Ce retour au "travail à domicile" comme forme d'emploi précaire, en ce que l'enjeu de rationalisation des coûts se double d'une fragilisation du lien contractuel qui lie le salarié à son l'employeur, et d'une atomisation des tâches qui n'inscrivent plus l'individu dans un collectif porteur d'identité professionnelle, ne fait pas encore l'objet d'un processus de catégorisation officiel qui viendrait nommer sa "particularité". Comme d'autres formes d'emploi particulières, que nous découvrirons au fil des entretiens, non référencées par les catégories officielles, le "travail à domicile" demeure bien souvent une pratique professionnelle impensée car non catégorisée.
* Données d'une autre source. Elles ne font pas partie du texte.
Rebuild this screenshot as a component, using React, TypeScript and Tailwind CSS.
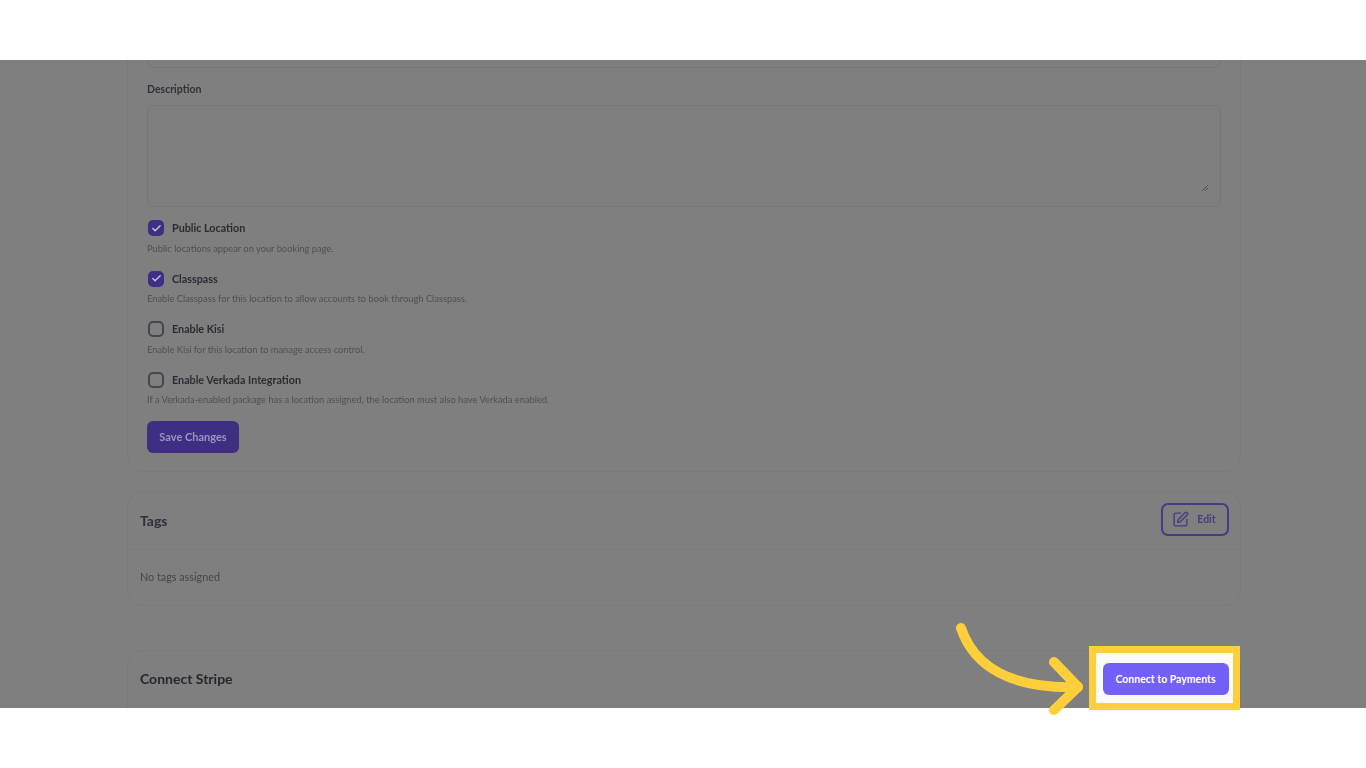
import { Check, SquarePen } from "lucide-react"

const options = [
  { label: "Public Location", help: "Public locations appear on your booking page.", checked: true },
  { label: "Classpass", help: "Enable Classpass for this location to allow accounts to book through Classpass.", checked: true },
  { label: "Enable Kisi", help: "Enable Kisi for this location to manage access control.", checked: false },
  { label: "Enable Verkada Integration", help: "If a Verkada-enabled package has a location assigned, the location must also have Verkada enabled.", checked: false },
]

function Option({ label, help, checked }: { label: string; help: string; checked: boolean }) {
  return (
    <div className="h-[50.6px]">
      <div className="flex h-[20px] items-center gap-[8px] pl-[1px]">
        {checked ? (
          <span className="flex h-[16px] w-[16px] items-center justify-center rounded-[5px] bg-[#3f2e82]">
            <Check size={11} strokeWidth={3} className="text-[#c9c4dd]" />
          </span>
        ) : (
          <span className="h-[16px] w-[16px] rounded-[5px] border-2 border-[#45464f]" />
        )}
        <span className="text-[10.75px] font-bold text-[#2b2b35]">{label}</span>
      </div>
      <p className="mt-[3.5px] text-[9.3px] leading-[14px] text-[#4e4f57]">{help}</p>
    </div>
  )
}

export default function App() {
  return (
    <div className="relative h-[768px] w-[1366px] overflow-hidden bg-white font-['Lato',sans-serif]">
      <div className="h-[60px] bg-white" />

      <div className="h-[648px] overflow-hidden bg-[#7f7f7f] pl-[127px] pr-[125px] blur-[0.4px]">
        {/* Location form */}
        <div className="-mt-[41px] h-[453px] rounded-[16px] border border-[#7a7a7a] px-[19px] pt-[10px]">
          <div className="h-[38px] rounded-[8px] border border-[#777777]" />
          <div className="mt-[14px] h-[14px] text-[10.5px] font-bold leading-[14px] text-[#2f303a]">Description</div>
          <div className="relative mt-[9px] h-[102px] rounded-[8px] border border-[#777777]">
            <svg className="absolute bottom-[14px] right-[11px]" width="8" height="8" viewBox="0 0 8 8" fill="none" stroke="#505050" strokeWidth="1">
              <path d="M1 7 7 1M4 7 7 4" />
            </svg>
          </div>
          <div className="mt-[11px]">
            {options.map((o) => (
              <Option key={o.label} {...o} />
            ))}
          </div>
          <button className="mt-[1px] block h-[32px] w-[92px] rounded-[6px] bg-[#3f2e82] text-[11px] font-bold text-[#9c96c0]">
            Save Changes
          </button>
        </div>

        {/* Tags */}
        <div className="mt-[19px] h-[115px] rounded-[16px] border border-[#7a7a7a]">
          <div className="flex h-[58px] items-center justify-between border-b border-[#7a7a7a] pl-[12px] pr-[11px]">
            <span className="text-[14px] font-bold text-[#2f303a]">Tags</span>
            <button className="mb-[2px] flex h-[33px] w-[68px] items-center justify-center gap-[8px] rounded-[7px] border-2 border-[#463c82] pr-[2px] text-[10.5px] font-bold text-[#463c82]">
              <SquarePen size={17} strokeWidth={2} />
              Edit
            </button>
          </div>
          <p className="pl-[12px] pt-[20px] text-[10.8px] leading-[14px] text-[#45464e]">No tags assigned</p>
        </div>

        {/* Connect Stripe */}
        <div className="mt-[44px] flex h-[80px] items-start rounded-[16px] border border-[#7a7a7a] pl-[12px] pt-[18px]">
          <span className="text-[14px] font-bold leading-[20px] text-[#26262e]">Connect Stripe</span>
        </div>
      </div>

      <div className="h-[60px] bg-white" />

      {/* Highlight over the target button */}
      <div className="absolute left-[1089px] top-[646px] flex h-[64px] w-[151px] items-center justify-center border-[7px] border-[#ffcf3b] bg-[#fbfbfd]">
        <button className="ml-[2px] mt-[2px] h-[32px] w-[126px] rounded-[6px] bg-[#7360f6] pt-[2px] text-[10.5px] font-bold text-white">
          Connect to Payments
        </button>
      </div>
      <svg className="absolute left-[950px] top-[615px]" width="140" height="105" viewBox="0 0 140 105" fill="none" stroke="#ffcf3b" strokeWidth="10" strokeLinecap="round" strokeLinejoin="round">
        <path d="M11 13C24 52 62 74 128 72" />
        <path d="M104 47 128 72 104 95" />
      </svg>
    </div>
  )
}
Car quand bien même le "travail à domicile" peut être "comptabilisé" au titre de n'importe quelle forme contractuelle, serait-ce même un contrat à durée indéterminée, il n'en demeure pas moins que cette modalité d'exercice professionnel rompt avec au moins deux dimensions qui caractérisent le travail dans sa forme dominante, la dimension "collective" et la dimension "publique" de l'activité support d'identité professionnelle et donc de reconnaissance.